___ Data provided

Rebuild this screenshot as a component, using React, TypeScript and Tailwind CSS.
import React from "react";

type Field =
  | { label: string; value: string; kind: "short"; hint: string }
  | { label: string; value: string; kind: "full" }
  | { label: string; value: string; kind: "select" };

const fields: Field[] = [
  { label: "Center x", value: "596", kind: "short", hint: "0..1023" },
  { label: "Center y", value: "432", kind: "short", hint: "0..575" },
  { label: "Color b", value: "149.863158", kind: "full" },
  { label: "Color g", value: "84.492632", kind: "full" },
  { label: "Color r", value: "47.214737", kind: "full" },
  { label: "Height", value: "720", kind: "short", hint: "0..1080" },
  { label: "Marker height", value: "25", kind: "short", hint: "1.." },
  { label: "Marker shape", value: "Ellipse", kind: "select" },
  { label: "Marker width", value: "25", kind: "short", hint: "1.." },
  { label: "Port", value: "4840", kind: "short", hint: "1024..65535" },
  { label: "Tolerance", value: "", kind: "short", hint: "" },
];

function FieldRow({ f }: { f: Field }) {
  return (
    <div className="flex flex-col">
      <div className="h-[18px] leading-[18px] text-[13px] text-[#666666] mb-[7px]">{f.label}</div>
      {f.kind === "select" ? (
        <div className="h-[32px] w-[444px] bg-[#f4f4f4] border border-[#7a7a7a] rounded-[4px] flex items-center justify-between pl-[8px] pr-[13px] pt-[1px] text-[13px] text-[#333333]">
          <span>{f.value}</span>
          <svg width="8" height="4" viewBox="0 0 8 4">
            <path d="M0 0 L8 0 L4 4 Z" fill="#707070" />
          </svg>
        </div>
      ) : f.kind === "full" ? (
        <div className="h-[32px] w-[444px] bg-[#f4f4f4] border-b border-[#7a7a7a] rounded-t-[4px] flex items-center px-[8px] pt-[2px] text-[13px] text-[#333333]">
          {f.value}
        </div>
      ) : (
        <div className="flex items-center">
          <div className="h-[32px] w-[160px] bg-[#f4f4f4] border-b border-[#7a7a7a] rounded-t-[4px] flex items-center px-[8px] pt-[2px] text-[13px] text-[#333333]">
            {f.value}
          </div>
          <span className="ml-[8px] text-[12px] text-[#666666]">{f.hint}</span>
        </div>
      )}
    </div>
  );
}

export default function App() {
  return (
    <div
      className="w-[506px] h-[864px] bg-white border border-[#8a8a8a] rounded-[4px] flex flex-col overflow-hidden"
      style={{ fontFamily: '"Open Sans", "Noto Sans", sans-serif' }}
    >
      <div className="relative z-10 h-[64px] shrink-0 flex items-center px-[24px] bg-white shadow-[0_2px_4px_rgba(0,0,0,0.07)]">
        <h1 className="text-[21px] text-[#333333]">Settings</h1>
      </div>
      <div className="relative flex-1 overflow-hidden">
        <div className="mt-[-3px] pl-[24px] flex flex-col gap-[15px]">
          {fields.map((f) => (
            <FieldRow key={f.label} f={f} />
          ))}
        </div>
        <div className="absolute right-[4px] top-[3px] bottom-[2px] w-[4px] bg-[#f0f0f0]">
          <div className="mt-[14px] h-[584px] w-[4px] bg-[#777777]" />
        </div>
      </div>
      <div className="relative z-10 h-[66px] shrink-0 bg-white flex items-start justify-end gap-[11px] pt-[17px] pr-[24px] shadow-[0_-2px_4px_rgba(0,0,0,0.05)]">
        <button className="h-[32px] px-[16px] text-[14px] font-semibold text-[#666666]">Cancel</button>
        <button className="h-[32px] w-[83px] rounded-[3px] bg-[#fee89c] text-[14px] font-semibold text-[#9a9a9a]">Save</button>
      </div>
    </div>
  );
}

______

Prompt: Type out the whole listing above again, exactly as it stands.

Response to the task:
Rebuild this screenshot as a component, using React, TypeScript and Tailwind CSS.
import React from "react";

type Field =
  | { label: string; value: string; kind: "short"; hint: string }
  | { label: string; value: string; kind: "full" }
  | { label: string; value: string; kind: "select" };

const fields: Field[] = [
  { label: "Center x", value: "596", kind: "short", hint: "0..1023" },
  { label: "Center y", value: "432", kind: "short", hint: "0..575" },
  { label: "Color b", value: "149.863158", kind: "full" },
  { label: "Color g", value: "84.492632", kind: "full" },
  { label: "Color r", value: "47.214737", kind: "full" },
  { label: "Height", value: "720", kind: "short", hint: "0..1080" },
  { label: "Marker height", value: "25", kind: "short", hint: "1.." },
  { label: "Marker shape", value: "Ellipse", kind: "select" },
  { label: "Marker width", value: "25", kind: "short", hint: "1.." },
  { label: "Port", value: "4840", kind: "short", hint: "1024..65535" },
  { label: "Tolerance", value: "", kind: "short", hint: "" },
];

function FieldRow({ f }: { f: Field }) {
  return (
    <div className="flex flex-col">
      <div className="h-[18px] leading-[18px] text-[13px] text-[#666666] mb-[7px]">{f.label}</div>
      {f.kind === "select" ? (
        <div className="h-[32px] w-[444px] bg-[#f4f4f4] border border-[#7a7a7a] rounded-[4px] flex items-center justify-between pl-[8px] pr-[13px] pt-[1px] text-[13px] text-[#333333]">
          <span>{f.value}</span>
          <svg width="8" height="4" viewBox="0 0 8 4">
            <path d="M0 0 L8 0 L4 4 Z" fill="#707070" />
          </svg>
        </div>
      ) : f.kind === "full" ? (
        <div className="h-[32px] w-[444px] bg-[#f4f4f4] border-b border-[#7a7a7a] rounded-t-[4px] flex items-center px-[8px] pt-[2px] text-[13px] text-[#333333]">
          {f.value}
        </div>
      ) : (
        <div className="flex items-center">
          <div className="h-[32px] w-[160px] bg-[#f4f4f4] border-b border-[#7a7a7a] rounded-t-[4px] flex items-center px-[8px] pt-[2px] text-[13px] text-[#333333]">
            {f.value}
          </div>
          <span className="ml-[8px] text-[12px] text-[#666666]">{f.hint}</span>
        </div>
      )}
    </div>
  );
}

export default function App() {
  return (
    <div
      className="w-[506px] h-[864px] bg-white border border-[#8a8a8a] rounded-[4px] flex flex-col overflow-hidden"
      style={{ fontFamily: '"Open Sans", "Noto Sans", sans-serif' }}
    >
      <div className="relative z-10 h-[64px] shrink-0 flex items-center px-[24px] bg-white shadow-[0_2px_4px_rgba(0,0,0,0.07)]">
        <h1 className="text-[21px] text-[#333333]">Settings</h1>
      </div>
      <div className="relative flex-1 overflow-hidden">
        <div className="mt-[-3px] pl-[24px] flex flex-col gap-[15px]">
          {fields.map((f) => (
            <FieldRow key={f.label} f={f} />
          ))}
        </div>
        <div className="absolute right-[4px] top-[3px] bottom-[2px] w-[4px] bg-[#f0f0f0]">
          <div className="mt-[14px] h-[584px] w-[4px] bg-[#777777]" />
        </div>
      </div>
      <div className="relative z-10 h-[66px] shrink-0 bg-white flex items-start justify-end gap-[11px] pt-[17px] pr-[24px] shadow-[0_-2px_4px_rgba(0,0,0,0.05)]">
        <button className="h-[32px] px-[16px] text-[14px] font-semibold text-[#666666]">Cancel</button>
        <button className="h-[32px] w-[83px] rounded-[3px] bg-[#fee89c] text-[14px] font-semibold text-[#9a9a9a]">Save</button>
      </div>
    </div>
  );
}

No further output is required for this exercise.